In Search of Transformational Leadership on Sustainability

Photo: Richard Eriksson / Flickr
Photo: Richard Eriksson / Flickr

A recent CEO study on sustainability conducted by the UN Global Compact and Accenture – the third one of its kind – reached out to more than 1,000 executives from 27 industries in 103 countries around the world, asking for their views on the past, present and future of sustainable business. This largest-ever CEO study on sustainability offered a mixed picture of global movement in the positive direction juxtaposed with the frustration over slow progress.

In the previous edition of this study, conducted in 2010, CEOs were optimistic that sustainability – understood as the active management of social, environmental, and governance issues as a part of core business – would soon become a norm embedded into operations of companies worldwide, with leadership on sustainability incentivized and rewarded. In 2013, 63 percent of CEOs still expect sustainability to transform their industry within five years and 76 percent believe that embedding sustainability into core business will drive revenue growth and new opportunities. However, the predominant feeling is that global business efforts on sustainability may have plateaued, and despite deeper awareness and commitment levels many business leaders deem the pace of change and the scale of impact insufficient.

The report notes that,CEOs see business caught in a cycle of ‘pilot paralysis’—individual, small-scale projects, programs and business units with an incremental impact on sustainability metrics—and while they see a role for business in promoting sustainable development, their responsibilities to the more traditional fundamentals of business success, and to the expectations of markets and stakeholders, are preventing greater scale, speed and impact.

Such views are not surprising given a prolonged recovery from the global financial crisis that pushed businesses to focus more narrowly on the bottom line.  And the lack of solid metrics tying sustainability to business performance isn’t helping. In 2007, just 18 percent of surveyed CEOs reported that they perceived no link between sustainability and business value.  In 2010, this number rose to 30 percent, and this year to 37 percent. Changing that trend requires a shift of the context in which companies strive to be good corporate citizens.

The surveyed CEOs envision a significant role for national and local governments in re-shaping the landscape for sustainability: 83 percent of them see the need for greater efforts by governments and policymakers to provide an enabling environment for the private sector as integral to advancing
sustainability, and 85 percent demand clearer policy and market signals to support sustainable growth.

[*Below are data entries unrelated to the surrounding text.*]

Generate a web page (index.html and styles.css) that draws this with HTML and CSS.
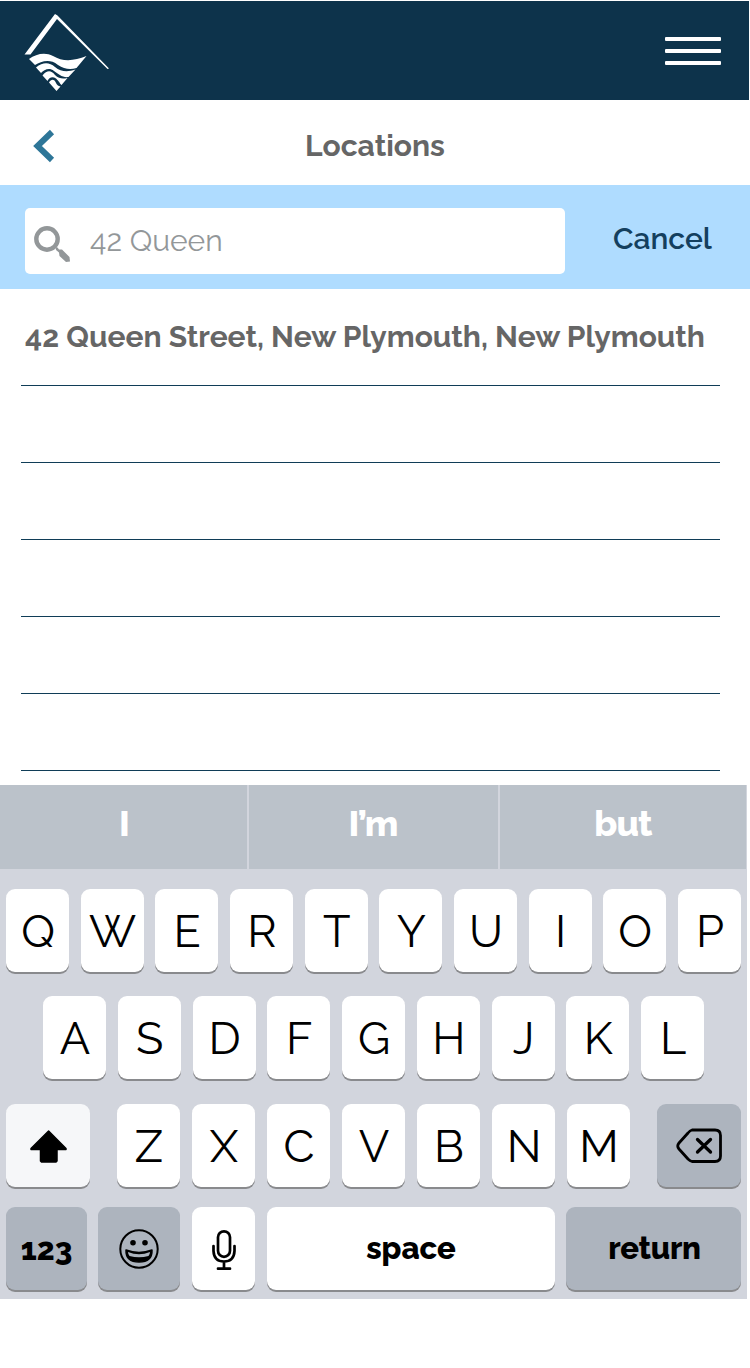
FILE: index.html
```html
<!DOCTYPE html>
<html lang="en">
<head>
<meta charset="utf-8">
<title>Locations</title>
<link rel="stylesheet" href="styles.css">
</head>
<body>
<header class="topbar">
  <svg class="logo" width="90" height="84" viewBox="22 11 90 84" fill="#fff">
    <path d="M55 14L57.5 15.500L109 68.500L107.500 69L57 19L30.500 54.500L24.500 54.500Z"/>
    <path d="M29 59C36 54 45 52 53 56C63 62 74 61 86.500 56L76.500 68C70 70 64 69 58 65C49 58 41 62 35 65Z"/>
    <path d="M36 67.500C43 62 49 62 55 67C61 72 68 72 75.500 69.500L68.500 77C63 78 58 74 54 71C49 67 44 70 41 73Z"/>
    <path d="M42.500 75.500C47 70 51 70 55 75C59 79 63 79 67.500 78L61.500 85C60 84 59 81 56 78.500C52 76 49 78 47.500 81Z"/>
    <path d="M49 82.500C51 79 54 79 55.500 82C57 85 58 86 60.500 86.500L56.500 91Z"/>
  </svg>
  <div class="menu"><i></i><i></i><i></i></div>
</header>
<div class="titlebar">
  <svg class="back" width="24" height="36" viewBox="32 128 24 36"><path d="M52 132L37.500 146L52 160" fill="none" stroke="#2e7698" stroke-width="6"/></svg>
  <h1>Locations</h1>
</div>
<div class="search">
  <div class="field">
    <svg width="40" height="40" viewBox="32 224 40 40"><circle cx="47" cy="239" r="10.700" fill="none" stroke="#939799" stroke-width="4.400"/><path d="M55.500 247L57.500 247.500L59 249.500L62 249.500L69.500 257L70 261.500L66 262L59.500 256L59 252.500L56 250Z" fill="#939799"/></svg>
    <span class="query">42 Queen</span>
  </div>
  <span class="cancel">Cancel</span>
</div>
<ul class="results">
  <li>42 Queen Street, New Plymouth, New Plymouth</li>
  <li></li><li></li><li></li><li></li><li></li>
</ul>
<div class="keyboard">
  <div class="suggest"><span>I</span><span>I’m</span><span class="tight">but</span></div>
  <div class="keys">
    <div class="row"><b>Q</b><b>W</b><b>E</b><b>R</b><b>T</b><b>Y</b><b>U</b><b>I</b><b>O</b><b>P</b></div>
    <div class="row middle"><b>A</b><b>S</b><b>D</b><b>F</b><b>G</b><b>H</b><b>J</b><b>K</b><b>L</b></div>
    <div class="row">
      <b class="wide shift"><svg width="38" height="34" viewBox="28 1128 38 34"><path d="M47.600 1130L65 1147.500V1148.500H56V1160L55 1161H40.500L39.500 1160V1148.500H30V1147.500Z" stroke="#000" stroke-width="1.500" stroke-linejoin="round"/></svg></b>
      <div class="group"><b>Z</b><b>X</b><b>C</b><b>V</b><b>B</b><b>N</b><b>M</b></div>
      <b class="wide gray"><svg width="46" height="36" viewBox="676 1128 46 36" fill="none" stroke="#000" stroke-width="2.800" stroke-linecap="round" stroke-linejoin="round"><path d="M692 1130H715Q720.500 1130 720.500 1135.500V1156Q720.500 1161.500 715 1161.500H692Q690 1161 688 1159L679 1149Q676.500 1146 679 1143L688 1133Q690 1130.500 692 1130Z"/><path stroke-width="3.300" d="M697.500 1139.500L710.500 1152M710.500 1139.500L697.500 1152"/></svg></b>
    </div>
    <div class="row last">
      <b class="gray word num">123</b>
      <b class="gray emoji"><svg width="42" height="42" viewBox="118 1228 42 42"><circle cx="139" cy="1249" r="18.700" fill="none" stroke="#000" stroke-width="2"/><circle cx="133" cy="1242.700" r="2.800"/><circle cx="145" cy="1242.700" r="2.800"/><path d="M126 1250Q139 1255 152 1250Q152.500 1262 139 1262Q125.500 1262 126 1250Z" stroke="#000" stroke-width="1.500" stroke-linejoin="round"/><path d="M128 1252Q139 1256.500 150 1252Q150 1254 148.500 1256Q139 1258.500 129.500 1256Q128 1254 128 1252Z" fill="#adb4be"/></svg></b>
      <b class="mic"><svg width="26" height="42" viewBox="211 1229 26 42" fill="none" stroke="#000" stroke-width="2.700" stroke-linecap="round"><rect x="218" y="1231.300" width="12" height="25.500" rx="6"/><path d="M213.500 1246V1251Q214 1261.500 224 1261.500Q234 1261.500 234.500 1251V1246M224 1262V1268.500M218 1268.700H230"/></svg></b>
      <b class="word space">space</b>
      <b class="gray word return">return</b>
    </div>
  </div>
</div>
</body>
</html>
```

FILE: styles.css
```css
* { box-sizing: border-box; }
body { margin: 0; padding-top: 1px; width: 750px; height: 1368px; background: #fff; font-family: Raleway, Lato, "Open Sans", sans-serif; overflow: hidden; }
svg { display: block; flex: none; }
.topbar { width: 749px; height: 99px; background: #0d334b; display: flex; justify-content: space-between; padding: 10px 28px 0 22px; }
.menu { display: flex; flex-direction: column; gap: 8px; padding-top: 26px; }
.menu i { width: 56px; height: 4px; border-radius: 1px; background: #fff; }
.titlebar { height: 85px; display: grid; grid-template-columns: 24px 1fr 24px; padding: 0 32px; align-items: center; }
.back { margin-top: 7px; }
h1 { margin: 6px 0 0; font-size: 30px; line-height: 40px; font-weight: 700; color: #666; text-align: center; }
.search { height: 104px; background: #afdcff; display: flex; padding: 23px 0 0 25px; }
.field { width: 540px; height: 66px; border-radius: 5px; background: #fff; display: flex; padding: 16px 0 0 7px; }
.query { margin: -2px 0 0 18px; font-size: 30px; line-height: 38px; font-weight: 400; color: #939799; white-space: nowrap; }
.cancel { margin-left: 48px; padding-top: 11px; font-size: 30px; line-height: 40px; font-weight: 600; color: #143f5e; }
.results { list-style: none; margin: 0 30px 0 21px; padding: 20px 0 0; height: 496px; }
.results li { height: 77px; border-bottom: 1px solid #103d57; padding: 8px 0 0 4px; font-size: 30px; line-height: 40px; font-weight: 700; color: #666; white-space: nowrap; }
.keyboard { width: 747px; height: 514px; background: #d2d5dd; }
.suggest { height: 84px; display: grid; grid-template-columns: 247px 249px 247px; gap: 2px; color: #fff; font-weight: 800; font-size: 36px; line-height: 77px; text-align: center; }
.suggest span { background: #bbc2ca; }
.suggest span:first-child { padding-left: 2px; }
.suggest span:last-child { width: 246px; }
.tight { letter-spacing: -.8px; }
.keys { display: grid; grid-template-rows: 107px 108px 103px 85px; padding: 20px 6px 0; }
.row { display: flex; justify-content: space-between; align-items: flex-start; }
.middle { padding: 0 37px; }
.group { display: flex; justify-content: space-between; width: 513px; }
b { width: 63px; height: 83px; border-radius: 9px; background: #fff; box-shadow: 0 2px 0 #898a8d; display: flex; justify-content: center; align-items: center; padding: 2px 0 0 1px; color: #000; font-weight: 400; font-size: 45px; line-height: 1; }
.wide { width: 84px; padding: 1px 0 0; }
.shift { background: #f6f7f9; padding-right: 1px; }
.gray { background: #adb4be; }
.last { justify-content: flex-start; }
.word { font-weight: 800; font-size: 31px; padding: 0; }
.num { width: 81px; margin-right: 11px; padding-top: 2px; }
.emoji { width: 82px; margin-right: 12px; padding: 1px 0 0; }
.mic { margin-right: 12px; padding: 3px 0 0; }
.space { width: 288px; margin-right: 11px; }
.return { width: 175px; padding-left: 2px; letter-spacing: -.3px; }
```
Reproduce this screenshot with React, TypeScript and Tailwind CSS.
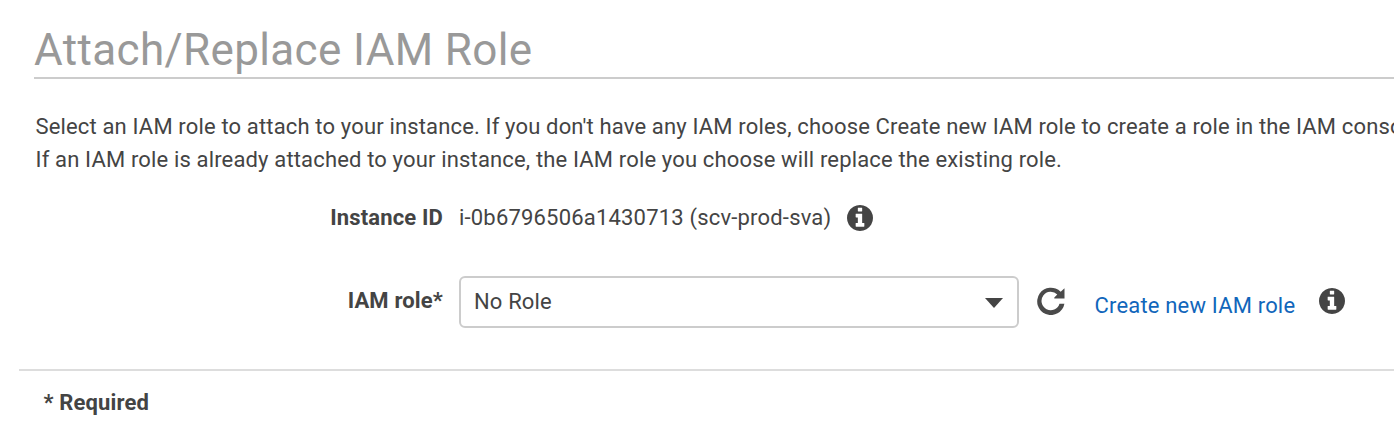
function InfoIcon() {
  return (
    <svg viewBox="0 0 1536 1536" className="size-[26px] shrink-0 fill-[#444]">
      <path d="M1024 1248v-160q0-14-9-23t-23-9h-96V544q0-14-9-23t-23-9H544q-14 0-23 9t-9 23v160q0 14 9 23t23 9h96v320h-96q-14 0-23 9t-9 23v160q0 14 9 23t23 9h448q14 0 23-9t9-23zM896 352V192q0-14-9-23t-23-9H672q-14 0-23 9t-9 23v160q0 14 9 23t23 9h192q14 0 23-9t9-23zM1536 768q0 209-103 385.500T1153.500 1433T768 1536t-385.500-103T103 1153.500T0 768t103-385.500T382.500 103T768 0t385.500 103T1433 382.500T1536 768z" />
    </svg>
  );
}

function RefreshIcon() {
  return (
    <svg viewBox="0 0 28 28" className="mt-[11px] ml-[18px] size-[28px] shrink-0 fill-[#4a4a4a]">
      <path d="M27.500 1.300V11.500H17.300V10.500L20.300 7.500A9.200 9.200 0 1 0 22.500 16.700H27.400A13.700 13.700 0 1 1 23.700 4.800Z" />
    </svg>
  );
}

export default function App() {
  return (
    <main className="h-[434px] w-full overflow-hidden bg-white font-['Roboto',sans-serif] text-[22px] tracking-[0.155px] text-[#444]">
      <header className="ml-[34px] h-[79px] border-b-2 border-[#ccc] pt-[22px]">
        <h1 className="text-[44px] leading-[56px] tracking-[0.36px] whitespace-nowrap text-[#999]">Attach/Replace IAM Role</h1>
      </header>
      <p className="mt-[31px] ml-[35.500px] leading-[33px] whitespace-nowrap">
        Select an IAM role to attach to your instance. If you don't have any IAM roles, choose Create new IAM role to create a role in the IAM console.
        <br />
        If an IAM role is already attached to your instance, the IAM role you choose will replace the existing role.
      </p>
      <div className="mt-[25px] flex h-[34px] whitespace-nowrap">
        <span className="w-[443px] text-right leading-[33px] font-bold">Instance ID</span>
        <span className="ml-4 w-[388px] leading-[33px] tracking-[0.19px]">i-0b6796506a1430713 (scv-prod-sva)</span>
        <div className="pt-1"><InfoIcon /></div>
      </div>
      <div className="mt-[41px] flex h-[52px] whitespace-nowrap">
        <label className="w-[443px] pt-[8px] text-right leading-[33px] font-bold">IAM role*</label>
        <button className="ml-4 flex h-[52px] w-[560px] items-center justify-between rounded-[6px] border-2 border-[#ccc] pr-[14px] pl-[13px]">
          <span className="pb-[2px]">No Role</span>
          <svg viewBox="0 0 18 10" className="mt-[2px] h-[10px] w-[18px] fill-[#444]"><path d="M0 0H18L9 10Z" /></svg>
        </button>
        <RefreshIcon />
        <a className="mt-[13px] ml-[29.500px] w-[224.500px] leading-[33px] tracking-[0.18px] text-[#1166bb]">Create new IAM role</a>
        <div className="mt-[12px]"><InfoIcon /></div>
      </div>
      <footer className="mt-[41px] ml-[19px] border-t-2 border-[#ddd] pt-[15px] pl-[24.500px] leading-[33px] font-bold">* Required</footer>
    </main>
  );
}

Yet, leading companies are not waiting for policymakers to act. CEOs of companies that successfully combine sustainability leadership with leading business performance measured by traditional metrics (revenue growth, profitability, and shareholder returns) shared these key lessons:

  1. Realism & context: Firms need to understand the scale of the challenge and the opportunity for growth based on sustainability.
  2. Growth & differentiation: The urgency of global challenges provides a business incentive for turning sustainability into advantage and value creation.
  3. Value & performance: While tracking progress of sustainability initiatives and quantifying their benefits may be hard, it is a must since only “what gets measured gets managed.”
  4. Technology & innovation: Innovative companies turn sustainability challenges into new models for success.
  5. Partnerships & collaboration: CEOs increasingly recognize that new challenges require new solutions and companies can maximize their impact through  partnerships with governments, policymakers, industry peers, consumers, and NGOs.
  6. Engagement & dialogue: Rather than acting first and then communicating, CEOs are broadening the conversation by engaging other stakeholders.
  7. Advocacy & leadership: Business should lead the way toward defining and delivering a sustainable global economy, but companies need to play a part in shaping future global systems by working together with governments and other stakeholders.

The UN Global Compact can be an important platform for replicating individual company successes and scaling them up. The Compact unites stakeholders  around 10 sustainability principles, and now comprises nearly 8,000 companies and 4,000 civil society organizations, making it the largest corporate sustainability initiative in the world. Collectively, its members have the power to provide the kind of global leadership on sustainability that is currently lacking.

Anna Nadgrodkiewicz is Director of Multiregional Programs at CIPE.